Write out the material again word for word, dropping any images it holds.

* Data segment:
::::::::::
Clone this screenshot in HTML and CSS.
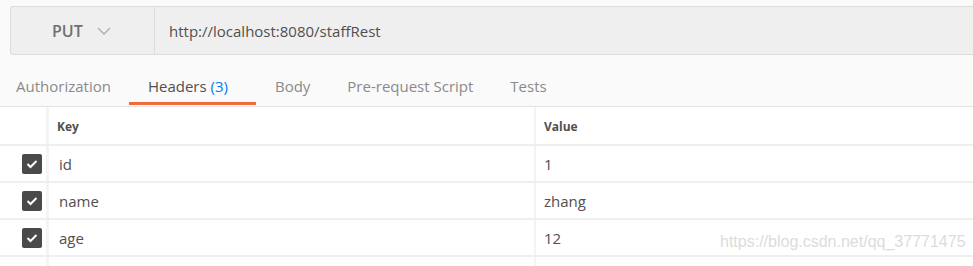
FILE: index.html
```html
<!DOCTYPE html>
<html lang="en">
<head>
    <meta charset="UTF-8">
    <title>PUT staffRest</title>
    <link rel="stylesheet" href="styles.css">
</head>
<body>
    <div class="url-bar">
        <div class="method">
            <span>PUT</span>
            <svg class="chevron" width="14" height="8" viewBox="0 0 14 8"><path d="M1 1 L7 7 L13 1" fill="none" stroke="#b3b3b3" stroke-width="1.5"/></svg>
        </div>
        <div class="url">http://localhost:8080/staffRest</div>
    </div>

    <nav class="tabs">
        <div class="tab first">Authorization</div>
        <div class="tab active">Headers <span class="count">(3)</span></div>
        <div class="tab">Body</div>
        <div class="tab">Pre-request Script</div>
        <div class="tab">Tests</div>
    </nav>

    <div class="table">
        <div class="row head">
            <div class="cell check"></div>
            <div class="cell key">Key</div>
            <div class="cell value">Value</div>
        </div>
        <div class="row">
            <div class="cell check"><span class="box"><svg width="12" height="10" viewBox="0 0 12 10"><path d="M1.5 5 L4.5 8 L10.5 2" fill="none" stroke="#fff" stroke-width="2"/></svg></span></div>
            <div class="cell key">id</div>
            <div class="cell value">1</div>
        </div>
        <div class="row">
            <div class="cell check"><span class="box"><svg width="12" height="10" viewBox="0 0 12 10"><path d="M1.5 5 L4.5 8 L10.5 2" fill="none" stroke="#fff" stroke-width="2"/></svg></span></div>
            <div class="cell key">name</div>
            <div class="cell value">zhang</div>
        </div>
        <div class="row">
            <div class="cell check"><span class="box"><svg width="12" height="10" viewBox="0 0 12 10"><path d="M1.5 5 L4.5 8 L10.5 2" fill="none" stroke="#fff" stroke-width="2"/></svg></span></div>
            <div class="cell key">age</div>
            <div class="cell value">12 <span class="watermark">https://blog.csdn.net/qq_37771475</span></div>
        </div>
        <div class="row">
            <div class="cell check"></div>
            <div class="cell key"></div>
            <div class="cell value"></div>
        </div>
    </div>
</body>
</html>
```

FILE: styles.css
```css
* {
    margin: 0;
    padding: 0;
    box-sizing: border-box;
}
body {
    font-family: "Open Sans", sans-serif;
    background: #fafafa;
    color: #505050;
    width: 973px;
    height: 266px;
    overflow: hidden;
    padding-top: 6px;
}
.url-bar {
    margin-left: 10px;
    height: 49px;
    display: flex;
    background: #efefef;
    border: 1px solid #dcdcdc;
    border-right: none;
    border-radius: 3px 0 0 3px;
}
.method {
    width: 144px;
    border-right: 1px solid #dcdcdc;
    display: flex;
    align-items: center;
    padding-left: 41px;
    font-size: 16px;
    font-weight: 600;
    color: #707070;
}
.chevron {
    margin-left: 14px;
}
.url {
    display: flex;
    align-items: center;
    padding-left: 14px;
    font-size: 15px;
    color: #505050;
}
.tabs {
    display: flex;
    height: 52px;
    border-bottom: 1px solid #e2e2e2;
    font-size: 15px;
    color: #8a8a8a;
}
.tab {
    padding: 21px 18px 0 19px;
    border-bottom: 3px solid transparent;
    margin-bottom: 1px;
}
.tab.first {
    padding-left: 16px;
}
.tab.active {
    color: #505050;
    padding-right: 28px;
    border-bottom-color: #f26b3a;
}
.count {
    color: #097bed;
}
.table {
    background: #fff;
}
.row {
    display: flex;
    height: 37px;
    border-bottom: 2px solid #efefef;
}
.row.head {
    height: 39px;
    font-weight: 700;
}
.cell {
    display: flex;
    align-items: center;
    font-size: 15px;
}
.head .cell {
    font-size: 12px;
    padding-top: 1px;
}
.check {
    width: 49px;
    border-right: 3px solid #f4f4f4;
    padding-left: 22px;
}
.key {
    width: 487px;
    border-right: 2px solid #f4f4f4;
    padding-left: 10px;
}
.head .key {
    padding-left: 8px;
}
.value {
    flex: 1;
    padding-left: 8px;
    position: relative;
}
.box {
    width: 20px;
    height: 20px;
    border-radius: 2px;
    background: #4a4a4a;
    display: flex;
    align-items: center;
    justify-content: center;
}
.watermark {
    position: absolute;
    left: 184px;
    top: 13px;
    font-family: "Liberation Sans", Arial, sans-serif;
    font-size: 16px;
    color: #dcdcdc;
}
```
::::::::::
* Response to this exercise:
Clone this screenshot in HTML and CSS.
FILE: index.html
```html
<!DOCTYPE html>
<html lang="en">
<head>
    <meta charset="UTF-8">
    <title>PUT staffRest</title>
    <link rel="stylesheet" href="styles.css">
</head>
<body>
    <div class="url-bar">
        <div class="method">
            <span>PUT</span>
            <svg class="chevron" width="14" height="8" viewBox="0 0 14 8"><path d="M1 1 L7 7 L13 1" fill="none" stroke="#b3b3b3" stroke-width="1.5"/></svg>
        </div>
        <div class="url">http://localhost:8080/staffRest</div>
    </div>

    <nav class="tabs">
        <div class="tab first">Authorization</div>
        <div class="tab active">Headers <span class="count">(3)</span></div>
        <div class="tab">Body</div>
        <div class="tab">Pre-request Script</div>
        <div class="tab">Tests</div>
    </nav>

    <div class="table">
        <div class="row head">
            <div class="cell check"></div>
            <div class="cell key">Key</div>
            <div class="cell value">Value</div>
        </div>
        <div class="row">
            <div class="cell check"><span class="box"><svg width="12" height="10" viewBox="0 0 12 10"><path d="M1.5 5 L4.5 8 L10.5 2" fill="none" stroke="#fff" stroke-width="2"/></svg></span></div>
            <div class="cell key">id</div>
            <div class="cell value">1</div>
        </div>
        <div class="row">
            <div class="cell check"><span class="box"><svg width="12" height="10" viewBox="0 0 12 10"><path d="M1.5 5 L4.5 8 L10.5 2" fill="none" stroke="#fff" stroke-width="2"/></svg></span></div>
            <div class="cell key">name</div>
            <div class="cell value">zhang</div>
        </div>
        <div class="row">
            <div class="cell check"><span class="box"><svg width="12" height="10" viewBox="0 0 12 10"><path d="M1.5 5 L4.5 8 L10.5 2" fill="none" stroke="#fff" stroke-width="2"/></svg></span></div>
            <div class="cell key">age</div>
            <div class="cell value">12 <span class="watermark">https://blog.csdn.net/qq_37771475</span></div>
        </div>
        <div class="row">
            <div class="cell check"></div>
            <div class="cell key"></div>
            <div class="cell value"></div>
        </div>
    </div>
</body>
</html>
```

FILE: styles.css
```css
* {
    margin: 0;
    padding: 0;
    box-sizing: border-box;
}
body {
    font-family: "Open Sans", sans-serif;
    background: #fafafa;
    color: #505050;
    width: 973px;
    height: 266px;
    overflow: hidden;
    padding-top: 6px;
}
.url-bar {
    margin-left: 10px;
    height: 49px;
    display: flex;
    background: #efefef;
    border: 1px solid #dcdcdc;
    border-right: none;
    border-radius: 3px 0 0 3px;
}
.method {
    width: 144px;
    border-right: 1px solid #dcdcdc;
    display: flex;
    align-items: center;
    padding-left: 41px;
    font-size: 16px;
    font-weight: 600;
    color: #707070;
}
.chevron {
    margin-left: 14px;
}
.url {
    display: flex;
    align-items: center;
    padding-left: 14px;
    font-size: 15px;
    color: #505050;
}
.tabs {
    display: flex;
    height: 52px;
    border-bottom: 1px solid #e2e2e2;
    font-size: 15px;
    color: #8a8a8a;
}
.tab {
    padding: 21px 18px 0 19px;
    border-bottom: 3px solid transparent;
    margin-bottom: 1px;
}
.tab.first {
    padding-left: 16px;
}
.tab.active {
    color: #505050;
    padding-right: 28px;
    border-bottom-color: #f26b3a;
}
.count {
    color: #097bed;
}
.table {
    background: #fff;
}
.row {
    display: flex;
    height: 37px;
    border-bottom: 2px solid #efefef;
}
.row.head {
    height: 39px;
    font-weight: 700;
}
.cell {
    display: flex;
    align-items: center;
    font-size: 15px;
}
.head .cell {
    font-size: 12px;
    padding-top: 1px;
}
.check {
    width: 49px;
    border-right: 3px solid #f4f4f4;
    padding-left: 22px;
}
.key {
    width: 487px;
    border-right: 2px solid #f4f4f4;
    padding-left: 10px;
}
.head .key {
    padding-left: 8px;
}
.value {
    flex: 1;
    padding-left: 8px;
    position: relative;
}
.box {
    width: 20px;
    height: 20px;
    border-radius: 2px;
    background: #4a4a4a;
    display: flex;
    align-items: center;
    justify-content: center;
}
.watermark {
    position: absolute;
    left: 184px;
    top: 13px;
    font-family: "Liberation Sans", Arial, sans-serif;
    font-size: 16px;
    color: #dcdcdc;
}
```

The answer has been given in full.